══ RECORDED DATA ══

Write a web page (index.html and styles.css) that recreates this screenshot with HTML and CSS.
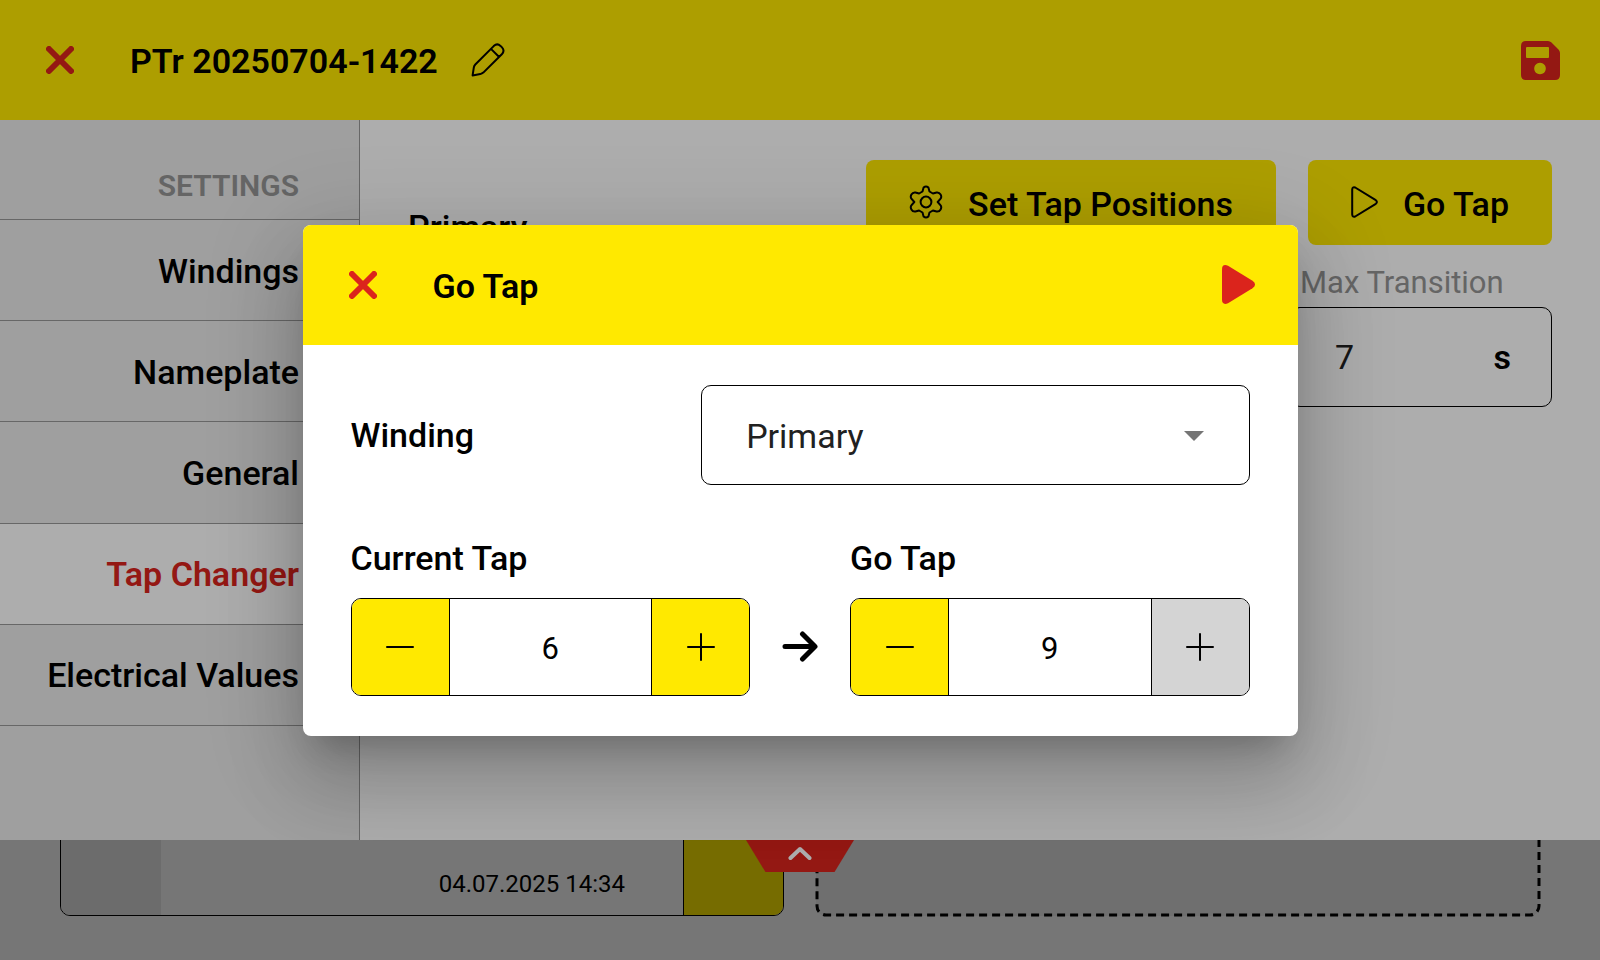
FILE: index.html
```html
<!DOCTYPE html>
<html lang="en">
<head>
<meta charset="utf-8">
<title>PTr 20250704-1422</title>
<meta name="viewport" content="width=device-width, initial-scale=1">
<link rel="stylesheet" href="styles.css">
</head>
<body>
<div class="home">
  <article class="card">
    <div class="card-side"></div>
    <div class="card-body"><time datetime="2025-07-04T14:34">04.07.2025 14:34</time></div>
    <div class="card-action"></div>
  </article>
  <div class="slot">
    <svg class="slot-outline" aria-hidden="true"><rect x="0" y="0" width="100%" height="100%" rx="9"/></svg>
  </div>
</div>
<div class="scrim"></div>

<section class="sheet">
  <header class="bar">
    <button class="icon-button" type="button" aria-label="Close">
      <svg width="28" height="28" viewBox="0 0 28 28"><path class="thick" d="M3 3l22 22M25 3l-22 22"/></svg>
    </button>
    <h1 class="bar-title">PTr 20250704-1422</h1>
    <button class="icon-button edit" type="button" aria-label="Rename">
      <svg width="34" height="34" viewBox="0 0 34 34"><path class="thin" d="M1.600 32.400L2.800 24.600Q3 22.800 4.300 21.500L22.700 3.100Q26.200-.2 29.500 2.900L31 4.400Q34.100 7.700 30.800 11.200L12.300 29.600Q11 30.700 9.300 31.100zM20.200 6.100l7.700 7.700"/></svg>
    </button>
    <button class="icon-button save" type="button" aria-label="Save">
      <svg width="39" height="39" viewBox="0 0 39 39"><path class="solid" fill-rule="evenodd" d="M5 0H27Q29 0 30.500 1.500L37.500 8.500Q39 10 39 12V34Q39 39 34 39H5Q0 39 0 34V5Q0 0 5 0zM6 6Q5 6 5 7V16Q5 17 6 17H27Q28 17 28 16V7Q28 6 27 6zM19 21.700a5.800 5.800 0 1 0 .01 0z"/></svg>
    </button>
  </header>
  <div class="columns">
    <nav class="side">
      <h2 class="side-title">SETTINGS</h2>
      <ul class="side-list">
        <li><a href="#windings">Windings</a></li>
        <li><a href="#nameplate">Nameplate</a></li>
        <li><a href="#general">General</a></li>
        <li><a class="current" href="#tap-changer" aria-current="page">Tap Changer</a></li>
        <li><a href="#electrical-values">Electrical Values</a></li>
      </ul>
    </nav>
    <main class="main">
      <h2 class="main-title">Primary</h2>
      <div class="tools">
        <div class="actions">
          <button class="action" type="button">
            <svg width="34" height="34" viewBox="0 0 34 34"><path class="thin" d="M14.600 2.600Q17 .4 19.400 2.600L20.500 6.500L23.900 8.500L27.600 7.500Q30.200 7.100 31.600 9.500Q33 12 31.400 13.900L28.700 17L31.400 20.100Q33 22 31.600 24.500Q30.200 26.900 27.600 26.500L23.900 25.500L20.500 27.500L19.400 31.400Q17 33.600 14.600 31.400L13.500 27.500L10.100 25.500L6.400 26.500Q3.800 26.900 2.400 24.500Q1 22 2.600 20.100L5.300 17L2.600 13.900Q1 12 2.400 9.500Q3.800 7.100 6.400 7.500L10.100 8.500L13.500 6.500z"/><circle class="thin" cx="17" cy="17" r="5.400"/></svg>
            Set Tap Positions
          </button>
          <button class="action" type="button">
            <svg width="27" height="32" viewBox="0 0 27 32"><path class="thin" d="M1.200 3.600Q1.400.4 4.200 1.500L24.800 14.200Q27 16 24.800 17.800L4.200 30.500Q1.400 31.600 1.200 28.400z"/></svg>
            Go Tap
          </button>
        </div>
        <div class="measure">
          <label class="measure-label" for="transition">Max Transition</label>
          <div class="measure-box">
            <input id="transition" type="text" inputmode="numeric" value="7">
            <span class="unit">s</span>
          </div>
        </div>
      </div>
    </main>
  </div>
  <button class="handle" type="button" aria-label="Expand">
    <svg width="24" height="15" viewBox="0 0 24 15"><path d="M2.500 12L12 3l9.500 9"/></svg>
  </button>
</section>

<div class="overlay">
  <form class="dialog" role="dialog" aria-modal="true" aria-labelledby="dialog-title">
    <header class="bar dialog-bar">
      <button class="icon-button" type="button" aria-label="Close dialog">
        <svg width="28" height="28" viewBox="0 0 28 28"><path class="thick" d="M3 3l22 22M25 3l-22 22"/></svg>
      </button>
      <h2 class="bar-title" id="dialog-title">Go Tap</h2>
      <button class="icon-button save" type="button" aria-label="Start">
        <svg width="33" height="39" viewBox="0 0 33 39"><path class="solid" d="M0 4.500Q0-1.500 6 .7L30.500 15.800Q33 17.500 33 19.500T30.500 23.200L6 38.300Q0 40.500 0 34.500z"/></svg>
      </button>
    </header>
    <div class="dialog-body">
      <div class="row">
        <label class="label" for="winding">Winding</label>
        <div class="select">
          <select id="winding"><option>Primary</option><option>Secondary</option></select>
        </div>
      </div>
      <div class="taps">
        <div class="tap">
          <label class="label" for="current">Current Tap</label>
          <div class="stepper">
            <button type="button" aria-label="Decrease current tap"><svg width="28" height="28" viewBox="0 0 28 28"><path d="M1 14h26"/></svg></button>
            <input id="current" type="text" inputmode="numeric" value="6">
            <button type="button" aria-label="Increase current tap"><svg width="28" height="28" viewBox="0 0 28 28"><path d="M1 14h26M14 1v26"/></svg></button>
          </div>
        </div>
        <div class="arrow">
          <svg width="36" height="31" viewBox="0 0 36 31" aria-hidden="true"><path d="M3 15.500h28M20.500 3L33 15.500L20.500 28"/></svg>
        </div>
        <div class="tap">
          <label class="label" for="target">Go Tap</label>
          <div class="stepper">
            <button type="button" aria-label="Decrease go tap"><svg width="28" height="28" viewBox="0 0 28 28"><path d="M1 14h26"/></svg></button>
            <input id="target" type="text" inputmode="numeric" value="9">
            <button type="button" aria-label="Increase go tap" disabled><svg width="28" height="28" viewBox="0 0 28 28"><path d="M1 14h26M14 1v26"/></svg></button>
          </div>
        </div>
      </div>
    </div>
  </form>
</div>
</body>
</html>
```
FILE: styles.css
```css
:root {
  --yellow: #ffe900;
  --red: #db241c;
  --grey: #eaeaea;
  --line: #999;
}

* {
  box-sizing: border-box;
}

body {
  margin: 0;
  font-family: Roboto, "Liberation Sans", sans-serif;
  font-size: 34px;
  line-height: 40px;
  color: #000;
  overflow: hidden;
}

button,
input,
select {
  margin: 0;
  padding: 0;
  border: 0;
  border-radius: 0;
  background: none;
  color: inherit;
  font: inherit;
}

h1,
h2,
ul {
  margin: 0;
  padding: 0;
}

svg {
  display: block;
  fill: none;
  stroke: #000;
  stroke-linecap: round;
  stroke-linejoin: round;
}

.thick {
  stroke: var(--red);
  stroke-width: 6;
}

.thin {
  stroke-width: 2;
}

.solid {
  fill: var(--red);
  stroke: none;
}

/* Overview behind the sheet */
.home {
  min-height: 100vh;
  display: grid;
  grid-template-columns: 1fr 1fr;
  align-content: end;
  gap: 32px;
  padding: 0 60px 44px;
}

.card {
  display: grid;
  grid-template-columns: 100px 1fr 100px;
  min-height: 240px;
  border: 1px solid #000;
  border-radius: 10px;
  overflow: hidden;
}

.card-side {
  background: var(--grey);
}

.card-body {
  display: flex;
  align-items: flex-end;
  justify-content: flex-end;
  padding: 16px 58px;
  font-size: 24px;
  line-height: 30px;
}

.card-action {
  background: var(--yellow);
  border-left: 1px solid #000;
}

.slot {
  display: grid;
  padding: 1px;
  border-radius: 10px;
  background: #efefef;
}

.slot-outline {
  width: 100%;
  height: 100%;
  overflow: visible;
  stroke-width: 3;
  stroke-linecap: butt;
  stroke-dasharray: 8 5;
}

.scrim,
.overlay {
  position: fixed;
  inset: 0;
  background: rgba(0, 0, 0, .32);
}

/* Settings sheet */
.sheet {
  position: fixed;
  inset: 0 0 120px;
  display: flex;
  flex-direction: column;
  background: #fff;
}

.bar {
  display: flex;
  align-items: center;
  min-height: 120px;
  padding: 0 40px 0 30px;
  background: var(--yellow);
}

.icon-button {
  display: grid;
  place-items: center;
  min-width: 60px;
  min-height: 60px;
}

.bar-title {
  padding: 2px 0 0 40px;
  font-size: 34px;
  font-weight: 600;
}

.edit {
  margin-left: 20px;
}

.save {
  justify-items: end;
  margin-left: auto;
}

.columns {
  flex: 1;
  display: grid;
  grid-template-columns: 360px 1fr;
}

.side {
  background: var(--grey);
  border-right: 1px solid var(--line);
}

.side-title {
  padding: 46px 60px 13px 0;
  color: #969696;
  font-size: 30px;
  font-weight: 600;
  text-align: right;
}

.side-list {
  display: grid;
  grid-auto-rows: 1fr;
  min-height: 507px;
  border-top: 1px solid var(--line);
  list-style: none;
}

.side-list li {
  display: grid;
  border-bottom: 1px solid var(--line);
}

.side-list a {
  display: flex;
  align-items: center;
  justify-content: flex-end;
  padding: 1px 60px 0 0;
  color: inherit;
  font-weight: 500;
  text-decoration: none;
}

.side-list .current {
  background: #fff;
  color: var(--red);
  font-weight: 600;
}

.main {
  display: flex;
  justify-content: space-between;
  padding: 40px 48px;
}

.main-title {
  padding-top: 47px;
  font-size: 34px;
  font-weight: 500;
}

.tools {
  display: flex;
  flex-direction: column;
  align-items: flex-end;
  gap: 18px;
}

.actions {
  display: flex;
  gap: 32px;
}

.action {
  display: flex;
  align-items: center;
  gap: 25px;
  min-height: 85px;
  padding: 2px 43px 0;
  border-radius: 8px;
  background: var(--yellow);
  font-weight: 500;
}

.action svg {
  margin-bottom: 4px;
}

.measure {
  display: flex;
  flex-direction: column;
  gap: 4px;
}

.measure-label {
  padding-left: 10px;
  color: #969696;
  font-size: 31px;
}

.measure-box {
  display: flex;
  align-items: center;
  width: 262px;
  min-height: 100px;
  padding: 0 40px 0 44px;
  border: 1px solid #000;
  border-radius: 10px;
}

.measure-box input {
  flex: 1;
  min-width: 0;
  color: #212121;
}

.unit {
  font-weight: 600;
}

.handle {
  position: absolute;
  top: 100%;
  left: 50%;
  display: grid;
  justify-items: center;
  align-content: start;
  width: 108px;
  height: 32px;
  margin-left: -54px;
  padding-top: 6px;
  background: var(--red);
  clip-path: polygon(0 0, 100% 0, 82% 100%, 18% 100%);
}

.handle svg {
  stroke: #fff;
  stroke-width: 4;
}

/* Dialog */
.overlay {
  display: grid;
  place-items: center;
}

.dialog {
  width: 90%;
  max-width: 995px;
  border-radius: 8px;
  overflow: hidden;
  background: #fff;
  box-shadow:
    0 22px 30px -14px rgba(0, 0, 0, .2),
    0 48px 76px 6px rgba(0, 0, 0, .14),
    0 18px 92px 16px rgba(0, 0, 0, .12);
}

.dialog-bar {
  padding-right: 43px;
}

.dialog-body {
  display: grid;
  gap: 53px;
  padding: 40px 48px;
}

.row {
  display: flex;
  align-items: center;
  justify-content: space-between;
}

.label {
  font-weight: 500;
}

.select {
  display: grid;
  align-items: center;
  width: 61%;
}

.select select {
  grid-area: 1 / 1;
  width: 100%;
  min-height: 100px;
  padding: 2px 44px 0;
  border: 1px solid #000;
  border-radius: 10px;
  color: #212121;
  appearance: none;
}

.select::after {
  grid-area: 1 / 1;
  justify-self: end;
  margin: 2px 46px 0;
  border: 10px solid transparent;
  border-top-color: #757575;
  border-bottom: 0;
  content: "";
  pointer-events: none;
}

.taps {
  display: grid;
  grid-template-columns: 1fr 100px 1fr;
}

.tap {
  display: grid;
  gap: 20px;
}

.stepper {
  display: grid;
  grid-template-columns: 97px 1fr 97px;
  min-height: 98px;
  border: 1px solid #000;
  border-radius: 10px;
  overflow: hidden;
}

.stepper button {
  display: grid;
  place-items: center;
  background: var(--yellow);
}

.stepper button:disabled {
  background: #d4d4d4;
}

.stepper svg {
  stroke-width: 2;
}

.stepper input {
  min-width: 0;
  padding-top: 4px;
  border: solid #000;
  border-width: 0 1px;
  font-size: 31px;
  text-align: center;
}

.arrow {
  display: grid;
  place-items: center;
  align-self: end;
  min-height: 98px;
}

.arrow svg {
  stroke-width: 5;
}
```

═══

> _EXERCISE GOAL_:
Pull out all lines from the listing that contain the string "styles".

> _EXERCISE ANSWER_:
Write a web page (index.html and styles.css) that recreates this screenshot with HTML and CSS.
<link rel="stylesheet" href="styles.css">
FILE: styles.css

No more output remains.